Every line below that holds the string "index" should be copied out.

** start of SUPPLIED MATERIAL **

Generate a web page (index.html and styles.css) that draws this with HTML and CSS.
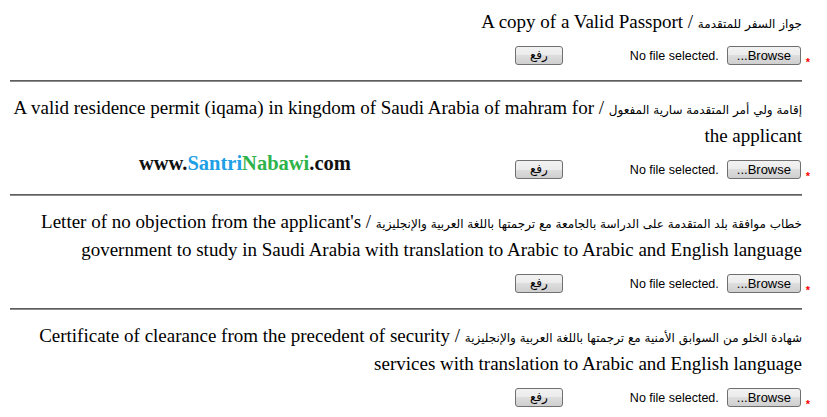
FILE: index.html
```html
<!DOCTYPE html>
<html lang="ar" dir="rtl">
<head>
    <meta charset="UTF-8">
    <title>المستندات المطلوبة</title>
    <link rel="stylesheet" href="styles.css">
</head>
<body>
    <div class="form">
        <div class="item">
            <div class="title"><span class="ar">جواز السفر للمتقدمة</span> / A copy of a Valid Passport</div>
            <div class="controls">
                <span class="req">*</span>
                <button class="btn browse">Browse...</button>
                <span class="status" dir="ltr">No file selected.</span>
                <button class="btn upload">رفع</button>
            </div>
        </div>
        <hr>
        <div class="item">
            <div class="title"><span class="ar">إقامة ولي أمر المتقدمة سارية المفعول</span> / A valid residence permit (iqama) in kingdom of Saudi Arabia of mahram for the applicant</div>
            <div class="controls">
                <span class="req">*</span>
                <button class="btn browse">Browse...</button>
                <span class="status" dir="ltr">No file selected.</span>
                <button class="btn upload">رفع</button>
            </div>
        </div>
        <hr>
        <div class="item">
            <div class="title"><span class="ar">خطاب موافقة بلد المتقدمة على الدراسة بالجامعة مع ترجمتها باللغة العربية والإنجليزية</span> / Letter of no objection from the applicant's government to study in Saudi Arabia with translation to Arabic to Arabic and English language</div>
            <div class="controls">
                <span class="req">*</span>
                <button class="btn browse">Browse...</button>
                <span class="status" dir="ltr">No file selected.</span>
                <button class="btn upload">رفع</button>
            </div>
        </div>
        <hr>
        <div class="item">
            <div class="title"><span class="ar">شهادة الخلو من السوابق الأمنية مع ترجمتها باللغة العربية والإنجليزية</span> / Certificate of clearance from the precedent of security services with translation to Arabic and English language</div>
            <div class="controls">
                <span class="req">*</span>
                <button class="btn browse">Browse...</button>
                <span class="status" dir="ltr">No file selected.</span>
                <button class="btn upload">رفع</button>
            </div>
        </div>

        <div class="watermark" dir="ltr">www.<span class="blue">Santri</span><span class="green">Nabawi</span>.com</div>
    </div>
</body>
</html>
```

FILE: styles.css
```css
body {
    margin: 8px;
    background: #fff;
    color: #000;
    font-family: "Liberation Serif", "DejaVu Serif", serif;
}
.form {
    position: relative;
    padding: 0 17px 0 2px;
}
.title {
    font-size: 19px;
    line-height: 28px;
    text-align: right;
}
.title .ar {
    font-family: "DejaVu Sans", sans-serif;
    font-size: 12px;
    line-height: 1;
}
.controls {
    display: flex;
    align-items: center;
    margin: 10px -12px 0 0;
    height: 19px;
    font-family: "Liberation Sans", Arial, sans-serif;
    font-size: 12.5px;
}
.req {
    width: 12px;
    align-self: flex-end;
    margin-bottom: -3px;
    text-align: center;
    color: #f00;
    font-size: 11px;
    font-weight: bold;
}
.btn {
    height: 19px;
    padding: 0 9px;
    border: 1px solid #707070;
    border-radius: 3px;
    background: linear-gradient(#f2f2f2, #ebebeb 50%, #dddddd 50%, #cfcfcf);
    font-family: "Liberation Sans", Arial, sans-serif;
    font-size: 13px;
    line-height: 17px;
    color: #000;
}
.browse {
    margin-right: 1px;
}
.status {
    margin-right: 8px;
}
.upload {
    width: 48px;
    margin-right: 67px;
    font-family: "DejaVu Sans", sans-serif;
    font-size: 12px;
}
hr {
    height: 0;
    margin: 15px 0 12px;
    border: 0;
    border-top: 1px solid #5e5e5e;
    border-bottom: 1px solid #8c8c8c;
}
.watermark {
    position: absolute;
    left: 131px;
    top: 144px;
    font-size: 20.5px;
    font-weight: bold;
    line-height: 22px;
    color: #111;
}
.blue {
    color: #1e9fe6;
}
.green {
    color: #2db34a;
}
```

** end of SUPPLIED MATERIAL **
** start of SUPPLIED MATERIAL **

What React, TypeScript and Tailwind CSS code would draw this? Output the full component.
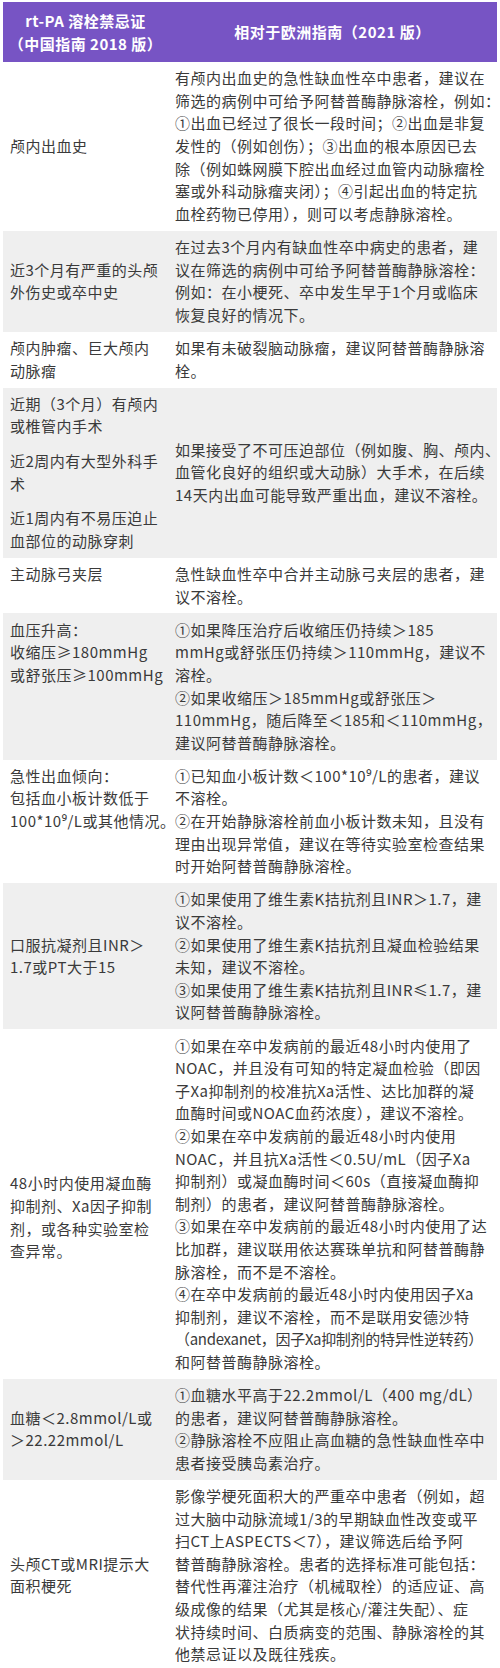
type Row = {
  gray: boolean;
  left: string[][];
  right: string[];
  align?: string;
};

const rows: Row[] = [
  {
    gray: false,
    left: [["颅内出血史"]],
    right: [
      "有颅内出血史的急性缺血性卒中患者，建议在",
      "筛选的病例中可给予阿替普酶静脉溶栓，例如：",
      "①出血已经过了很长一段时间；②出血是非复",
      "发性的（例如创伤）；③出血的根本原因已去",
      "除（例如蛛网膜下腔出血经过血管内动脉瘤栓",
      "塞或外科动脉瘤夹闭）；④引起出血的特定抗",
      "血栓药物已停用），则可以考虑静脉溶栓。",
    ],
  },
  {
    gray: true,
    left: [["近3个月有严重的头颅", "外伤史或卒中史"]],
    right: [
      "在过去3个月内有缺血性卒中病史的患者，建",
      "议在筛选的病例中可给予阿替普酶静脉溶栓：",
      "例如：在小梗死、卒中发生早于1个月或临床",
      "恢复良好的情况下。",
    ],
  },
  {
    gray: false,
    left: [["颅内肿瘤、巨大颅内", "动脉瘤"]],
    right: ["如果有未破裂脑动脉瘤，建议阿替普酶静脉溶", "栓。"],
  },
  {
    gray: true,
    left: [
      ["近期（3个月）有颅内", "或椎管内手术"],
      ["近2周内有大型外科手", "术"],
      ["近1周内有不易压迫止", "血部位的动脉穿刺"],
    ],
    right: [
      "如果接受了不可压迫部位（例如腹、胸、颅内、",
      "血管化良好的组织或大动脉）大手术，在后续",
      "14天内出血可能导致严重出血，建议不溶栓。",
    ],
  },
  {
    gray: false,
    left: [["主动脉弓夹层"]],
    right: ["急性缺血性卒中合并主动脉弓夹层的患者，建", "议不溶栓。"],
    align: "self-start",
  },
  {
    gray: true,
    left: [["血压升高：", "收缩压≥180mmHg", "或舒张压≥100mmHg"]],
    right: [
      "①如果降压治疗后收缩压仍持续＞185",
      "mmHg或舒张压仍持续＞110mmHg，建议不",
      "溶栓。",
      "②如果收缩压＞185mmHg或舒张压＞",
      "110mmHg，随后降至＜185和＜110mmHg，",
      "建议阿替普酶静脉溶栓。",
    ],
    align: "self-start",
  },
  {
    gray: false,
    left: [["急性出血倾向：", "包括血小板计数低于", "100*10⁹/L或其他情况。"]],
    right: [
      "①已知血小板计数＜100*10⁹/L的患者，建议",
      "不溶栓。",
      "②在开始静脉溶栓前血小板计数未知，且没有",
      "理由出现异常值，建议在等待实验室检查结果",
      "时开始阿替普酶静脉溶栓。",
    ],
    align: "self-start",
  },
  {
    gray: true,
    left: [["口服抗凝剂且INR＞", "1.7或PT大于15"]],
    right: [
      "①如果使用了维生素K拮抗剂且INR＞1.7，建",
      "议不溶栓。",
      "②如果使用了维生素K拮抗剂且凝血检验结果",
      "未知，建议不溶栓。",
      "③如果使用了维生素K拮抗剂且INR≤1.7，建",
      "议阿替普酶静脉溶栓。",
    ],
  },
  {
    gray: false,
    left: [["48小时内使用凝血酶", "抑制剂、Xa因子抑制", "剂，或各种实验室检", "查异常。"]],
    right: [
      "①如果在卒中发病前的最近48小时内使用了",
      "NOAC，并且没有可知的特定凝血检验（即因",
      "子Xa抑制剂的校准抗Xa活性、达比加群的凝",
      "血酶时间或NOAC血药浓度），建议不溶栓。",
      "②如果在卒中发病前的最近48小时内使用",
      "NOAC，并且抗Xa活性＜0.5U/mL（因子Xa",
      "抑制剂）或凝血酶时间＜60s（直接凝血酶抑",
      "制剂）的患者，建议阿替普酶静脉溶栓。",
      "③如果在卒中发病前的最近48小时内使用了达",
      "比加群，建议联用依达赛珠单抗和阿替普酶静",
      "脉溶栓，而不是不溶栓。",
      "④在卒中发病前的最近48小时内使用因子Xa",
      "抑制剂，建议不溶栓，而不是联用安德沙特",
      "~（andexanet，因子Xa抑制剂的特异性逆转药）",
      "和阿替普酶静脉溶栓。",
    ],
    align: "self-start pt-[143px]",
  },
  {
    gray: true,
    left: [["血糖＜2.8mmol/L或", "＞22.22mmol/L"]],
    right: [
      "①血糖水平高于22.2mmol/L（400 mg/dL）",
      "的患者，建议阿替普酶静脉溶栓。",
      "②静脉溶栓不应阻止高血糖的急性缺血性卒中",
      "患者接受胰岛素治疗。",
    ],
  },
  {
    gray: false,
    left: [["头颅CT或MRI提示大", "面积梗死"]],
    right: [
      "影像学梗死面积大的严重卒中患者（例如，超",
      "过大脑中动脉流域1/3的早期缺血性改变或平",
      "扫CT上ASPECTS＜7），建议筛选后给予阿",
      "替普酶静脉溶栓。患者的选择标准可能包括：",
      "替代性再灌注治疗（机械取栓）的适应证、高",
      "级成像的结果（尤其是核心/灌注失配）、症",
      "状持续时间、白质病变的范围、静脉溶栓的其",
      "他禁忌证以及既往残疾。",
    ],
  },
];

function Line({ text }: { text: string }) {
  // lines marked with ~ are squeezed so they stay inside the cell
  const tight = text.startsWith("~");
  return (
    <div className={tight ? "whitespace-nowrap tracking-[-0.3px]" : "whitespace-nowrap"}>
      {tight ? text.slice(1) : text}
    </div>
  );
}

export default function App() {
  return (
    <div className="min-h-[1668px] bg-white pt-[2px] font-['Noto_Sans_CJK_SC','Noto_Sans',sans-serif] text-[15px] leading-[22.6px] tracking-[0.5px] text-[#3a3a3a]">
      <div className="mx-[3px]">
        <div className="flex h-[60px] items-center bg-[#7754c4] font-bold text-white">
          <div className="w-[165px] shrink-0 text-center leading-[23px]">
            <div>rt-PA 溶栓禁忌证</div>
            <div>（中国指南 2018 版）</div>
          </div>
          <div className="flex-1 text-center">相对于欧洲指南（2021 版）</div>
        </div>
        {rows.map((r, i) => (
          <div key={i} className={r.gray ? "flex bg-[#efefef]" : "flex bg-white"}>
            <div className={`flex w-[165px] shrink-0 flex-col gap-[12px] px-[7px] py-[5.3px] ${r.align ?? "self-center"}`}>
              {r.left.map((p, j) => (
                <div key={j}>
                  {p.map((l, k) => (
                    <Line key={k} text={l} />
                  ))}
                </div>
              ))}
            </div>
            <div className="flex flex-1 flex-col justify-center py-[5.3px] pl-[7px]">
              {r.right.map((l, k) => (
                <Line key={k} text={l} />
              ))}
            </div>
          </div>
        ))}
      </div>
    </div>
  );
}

** end of SUPPLIED MATERIAL **

REPLY =>
Generate a web page (index.html and styles.css) that draws this with HTML and CSS.
FILE: index.html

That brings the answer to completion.